US researchers grow brain organoids in a lab, just like they would develop in the fetus
Researchers at the University of Utah have developed seed-sized brain organoids that can not only organize themselves but also provide us insights into the causes of autism, a press release said.
Studying the diseases of the brain is often challenging since it is difficult for scientists to study the organ's inner workings. Although advances in technology allow us to image the brain to a certain degree, there is a lot that we still need to learn about how the brain develops.
Organoids, tiny clusters of tissue derived from stem cells, allow researchers to replicate the complex organs outside the body while also controlling conditions around them. The use of organoids in scientific labs is not new. However, scientists have faced trouble developing them in a reliably consistent way, making results difficult to interpret.
Copying from nature
Alex Shcheglovitov, a professor of neurobiology at the University of Utah, and his team turned to nature to make their organoids reliably. They used human stem cells and then prompted them to become neuroepithelial cells. These specific types of stem cells can self-organize in Petri dishes into structures called neural rosettes.
The researchers allowed these cells to grow on their own in the lab and found that the structures coalesced into spheres and increased in size at a rate similar to that of a developing brain in a growing fetus.
After five months in the lab, the organoids were similar to the human brain as seen 15-19 weeks after conception, Shcheglovitov said in the press release.
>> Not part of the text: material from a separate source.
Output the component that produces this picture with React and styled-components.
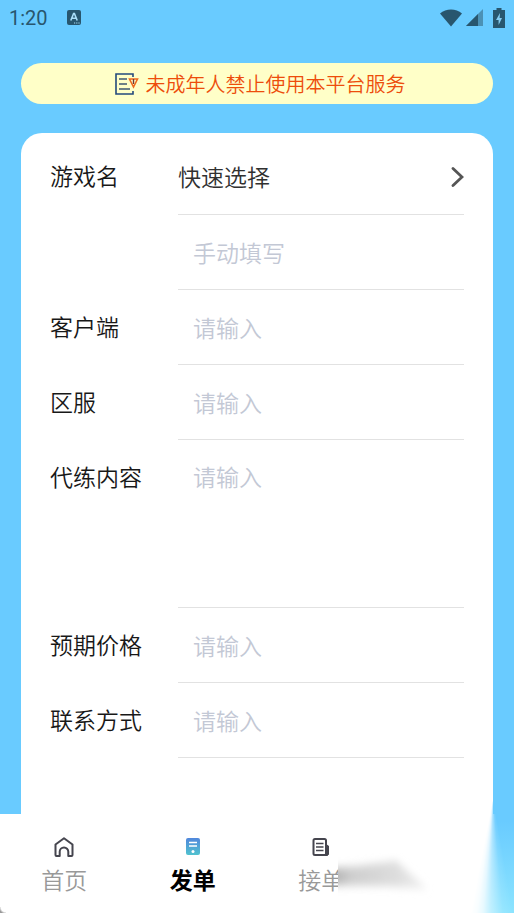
import React, { useState } from 'react';
import styled, { createGlobalStyle } from 'styled-components';

const FIELDS = [
  { name: 'game', label: '', placeholder: '手动填写', title: '手动填写游戏名' },
  { name: 'client', label: '客户端', placeholder: '请输入' },
  { name: 'server', label: '区服', placeholder: '请输入' },
  { name: 'content', label: '代练内容', placeholder: '请输入', multiline: true },
  { name: 'price', label: '预期价格', placeholder: '请输入' },
  { name: 'contact', label: '联系方式', placeholder: '请输入' },
];

function StatusBar() {
  return (
    <Status>
      <span>1:20</span>
      <svg width="14" height="15" viewBox="0 0 14 15">
        <rect width="14" height="15" rx="2" fill="#28566e" />
        <path d="M3.8 10.5 6.6 3.5h.8l2.8 7M4.8 8.3h4.4" fill="none" stroke="#a9def8" strokeWidth="1.6" />
        <path d="M7 13h1.2M9.2 13h1.2M11.4 13h1.2" stroke="#a9def8" strokeWidth="1" />
      </svg>
      <StatusIcons>
        <svg width="22" height="18" viewBox="0 0 22 18">
          <path d="M0 4.5C6-1 16-1 22 4.5L11 17.5z" fill="#28566e" />
        </svg>
        <svg width="17" height="17" viewBox="0 0 17 17">
          <path d="M0 17 17 0v17z" fill="#4b91b5" />
          <path d="M0 17 12 5v12z" fill="#28566e" />
        </svg>
        <svg width="12" height="20" viewBox="0 0 12 20">
          <path d="M3.5 0h5v2H12v18H0V2h3.5z" fill="#28566e" />
          <path d="M7 5 3 12h2.6v5L9 10H6.6z" fill="#86cdf2" />
        </svg>
      </StatusIcons>
    </Status>
  );
}

function NoticeIcon() {
  return (
    <svg width="24" height="22" viewBox="0 0 24 22" fill="none">
      <path d="M18 4V1H1v20h17v-3" stroke="#234a7c" strokeWidth="1.6" />
      <path d="M4 6h8M4 11h8M4 16h11" stroke="#3f5870" strokeWidth="1.6" />
      <path d="M14.5 6h8l-4 8z" stroke="#ee6a1f" strokeWidth="1.6" />
      <path d="M18.5 6v5" stroke="#6b3a38" strokeWidth="1.4" />
    </svg>
  );
}

function HomeIcon() {
  return (
    <svg width="22" height="22" viewBox="0 0 22 22" fill="none">
      <path
        d="M2.5 8.5 11 2.2l8.5 6.3V19a1 1 0 0 1-1 1h-3.2v-4.2a4.3 4.3 0 0 0-8.6 0V20H3.500a1 1 0 0 1-1-1z"
        stroke="#45454e"
        strokeWidth="2"
        strokeLinejoin="round"
      />
    </svg>
  );
}

function PublishIcon() {
  return (
    <svg width="22" height="22" viewBox="0 0 22 22">
      <defs>
        <linearGradient id="publish" x1="0" y1="0" x2="0" y2="1">
          <stop offset="0" stopColor="#5187dc" />
          <stop offset="1" stopColor="#50c2cf" />
        </linearGradient>
      </defs>
      <rect x="4" y="2" width="14" height="17" rx="2" fill="url(#publish)" />
      <path d="M7 6.5h8M7 10h8" stroke="#fff" strokeWidth="1.4" />
      <circle cx="11" cy="15.5" r="1.5" fill="#fff" />
    </svg>
  );
}

function OrderIcon() {
  return (
    <svg width="22" height="22" viewBox="0 0 22 22" fill="none">
      <path d="M16 8.5 18.5 10v8.5l-1 1H15z" fill="#45454e" stroke="#45454e" strokeLinejoin="round" />
      <rect x="3.5" y="3" width="12.5" height="16" rx="1.5" fill="#fff" stroke="#45454e" strokeWidth="2" />
      <path d="M6 7.5h7.5M6 11h7.5M6 14.5h7.5" stroke="#45454e" strokeWidth="1.4" />
    </svg>
  );
}

function App() {
  const [values, setValues] = useState({});
  const handleChange = (e) => {
    setValues({ ...values, [e.target.name]: e.target.value });
  };
  return (
    <Page>
      <GlobalStyle />
      <StatusBar />
      <Notice>
        <NoticeIcon />
        未成年人禁止使用本平台服务
      </Notice>
      <Form onSubmit={(e) => e.preventDefault()}>
        <Row>
          <Label id="pick-label" htmlFor="pick">
            游戏名
          </Label>
          <PickButton id="pick" type="button" aria-labelledby="pick-label pick">
            快速选择
            <svg width="13" height="22" viewBox="0 0 13 22" fill="none">
              <path d="M2 2.5 11 11l-9 8.5" stroke="#555" strokeWidth="2.8" strokeLinecap="round" />
            </svg>
          </PickButton>
        </Row>
        {FIELDS.map((field) => (
          <Row key={field.name}>
            <Label htmlFor={field.name}>{field.label}</Label>
            <Field
              as={field.multiline ? 'textarea' : 'input'}
              id={field.name}
              name={field.name}
              aria-label={field.title}
              placeholder={field.placeholder}
              $tall={field.multiline}
              value={values[field.name] || ''}
              onChange={handleChange}
            />
          </Row>
        ))}
      </Form>
      <TabBar>
        <Tab href="#home">
          <HomeIcon />
          首页
        </Tab>
        <Tab href="#publish" $active>
          <PublishIcon />
          发单
        </Tab>
        <Tab href="#orders">
          <OrderIcon />
          接单
        </Tab>
        <TabShade>
          <svg width="100" height="48" viewBox="0 0 100 48">
            <defs>
              <linearGradient id="shade" x1="0" y1="0" x2="1" y2="0">
                <stop offset="0" stopColor="#a6a6a6" />
                <stop offset="0.25" stopColor="#cecece" />
                <stop offset="0.7" stopColor="#dedede" />
                <stop offset="1" stopColor="#f2f2f2" />
              </linearGradient>
              <filter id="soft" x="-20%" y="-50%" width="140%" height="200%">
                <feGaussianBlur stdDeviation="3 4" />
              </filter>
            </defs>
            <rect width="100" height="48" fill="#fff" />
            <path d="M-12 16 20 13 58 8 90 36 50 33-12 32z" fill="url(#shade)" filter="url(#soft)" />
          </svg>
        </TabShade>
        <Glow />
      </TabBar>
      <Corner />
    </Page>
  );
}

const GlobalStyle = createGlobalStyle`
  * {
    box-sizing: border-box;
  }
  body {
    margin: 0;
    background: #69cbff;
    font-family: 'Noto Sans CJK SC', sans-serif;
    font-weight: 350;
  }
  svg {
    display: block;
    flex-shrink: 0;
  }
`;

const Page = styled.div`
  position: relative;
  min-height: 100vh;
  display: flex;
  flex-direction: column;
`;

const Status = styled.header`
  height: 35px;
  padding: 0 9px;
  display: flex;
  align-items: center;
  gap: 19px;
  font-family: Roboto, sans-serif;
  font-size: 20px;
  font-weight: 400;
  color: #28566e;
`;

const StatusIcons = styled.div`
  margin-left: auto;
  display: flex;
  align-items: center;
  gap: 4px;
  svg:last-child {
    margin-left: 6px;
  }
`;

const Notice = styled.p`
  height: 41px;
  margin: 28px 21px 29px;
  padding-left: 6px;
  display: flex;
  align-items: center;
  justify-content: center;
  gap: 7px;
  border-radius: 21px;
  background: #ffffc8;
  font-size: 20px;
  line-height: 24px;
  color: #ed4d0b;
`;

const Form = styled.form`
  flex: 1;
  margin: 0 21px;
  padding: 6px 29px 0;
  border-radius: 21px 21px 0 0;
  background: #fff;
`;

const Row = styled.div`
  display: grid;
  grid-template-columns: 128px 1fr;
  font-size: 23px;
  line-height: 33px;
`;

const Label = styled.label`
  padding-top: 20px;
  color: #181818;
`;

const PickButton = styled.button`
  height: 76px;
  padding: 0;
  display: flex;
  align-items: center;
  justify-content: space-between;
  border: 0;
  border-bottom: 1px solid #e2e2e2;
  background: none;
  font: inherit;
  color: #303030;
  cursor: pointer;
`;

const Field = styled.input`
  display: block;
  width: 100%;
  height: ${(props) => (props.$tall ? '168px' : '75px')};
  padding: 20px 15px 21px;
  border: 0;
  border-bottom: 1px solid #e2e2e2;
  border-radius: 0;
  outline: none;
  resize: none;
  background: none;
  font: inherit;
  color: #303030;
  &::placeholder {
    color: #c3c8d5;
    opacity: 1;
  }
`;

const TabBar = styled.nav`
  position: relative;
  height: 99px;
  display: grid;
  grid-template-columns: repeat(4, 1fr);
  background: #fff;
`;

const Tab = styled.a`
  padding-top: 22px;
  display: flex;
  flex-direction: column;
  align-items: center;
  gap: 8px;
  font-size: 23px;
  line-height: 27px;
  font-weight: ${(props) => (props.$active ? 700 : 350)};
  color: ${(props) => (props.$active ? '#000' : '#999')};
  text-decoration: none;
`;

/* soft shadow lying over the end of the third tab */
const TabShade = styled.div`
  position: absolute;
  right: 76px;
  bottom: 12px;
`;

/* light spreading from the card's lower right corner */
const Glow = styled.div`
  position: absolute;
  right: 0;
  bottom: 0;
  width: 44px;
  height: 115px;
  background: linear-gradient(#69cbff 20%, #8ce4ff);
  mask-image: conic-gradient(
    at 23px 0,
    #000 170deg,
    rgba(0, 0, 0, 0.9) 175deg,
    rgba(0, 0, 0, 0.55) 181deg,
    rgba(0, 0, 0, 0.2) 185deg,
    rgba(0, 0, 0, 0.06) 188deg,
    transparent 191deg
  );
`;

/* rounded corner of the screen */
const Corner = styled.div`
  position: absolute;
  left: 0;
  bottom: 0;
  width: 6px;
  height: 6px;
  background: radial-gradient(circle at 100% 0, transparent 5px, #999 7px);
`;

export default App;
The structures contained cells found in the cerebral cortex, the outermost layer of the brain that plays a role in various mental processes such as language, emotion, reasoning, etc.
Interestingly, these organoids also pulsated with oscillatory electrical rhythms seen in neural networks while generating electrical signals in mature brain cells.
Insights into autism
Shcheglovotiv's team used organoids to investigate the effects of genetic abnormality associated with autism spectrum disorder. They engineered the organoid to have lower levels of the SHANK3 gene.
The autism organoid appeared normal at the outset but showed some distinct traits. The neurons were hyperactive and fired more often in response to stimuli, while some signs indicated that the neurons did not pass signals to other neurons. The researchers also found that specific molecular pathways responsible for adhering cells to each other were also disrupted.
The researchers are confident that such organoid systems will aid in a better understanding of the brain, its development, and what goes wrong during disease. "We’re beginning to understand how complex neural structures in the human brain arise from simple progenitors,” said Yueqi Wang, a former doctoral student at the university. “And we’re able to measure disease-related phenotypes using 3D organoids that are derived from stem cells containing genetic mutations.”
The research findings were published today in the journal Nature Communications.
Human telencephalon is an evolutionarily advanced brain structure associated with many uniquely human behaviors and disorders. However, cell lineages and molecular pathways implicated in human telencephalic development remain largely unknown. We produce human telencephalic organoids from stem cell-derived single neural rosettes and investigate telencephalic development under normal and pathological conditions. We show that single neural rosette-derived organoids contain pallial and subpallial neural progenitors, excitatory and inhibitory neurons, as well as macroglial and periendothelial cells, and exhibit predictable organization and cytoarchitecture. We comprehensively characterize the properties of neurons in SNR-derived organoids and identify transcriptional programs associated with the specification of excitatory and inhibitory neural lineages from a common pool of NPs early in telencephalic development. We also demonstrate that neurons in organoids with a hemizygous deletion of an autism- and intellectual disability-associated gene SHANK3 exhibit intrinsic and excitatory synaptic deficits and impaired expression of several clustered protocadherins. Collectively, this study validates SNR-derived organoids as a reliable model for studying human telencephalic cortico-striatal development and identifies intrinsic, synaptic, and clustered protocadherin expression deficits in human telencephalic tissue with SHANK3 hemizygosity.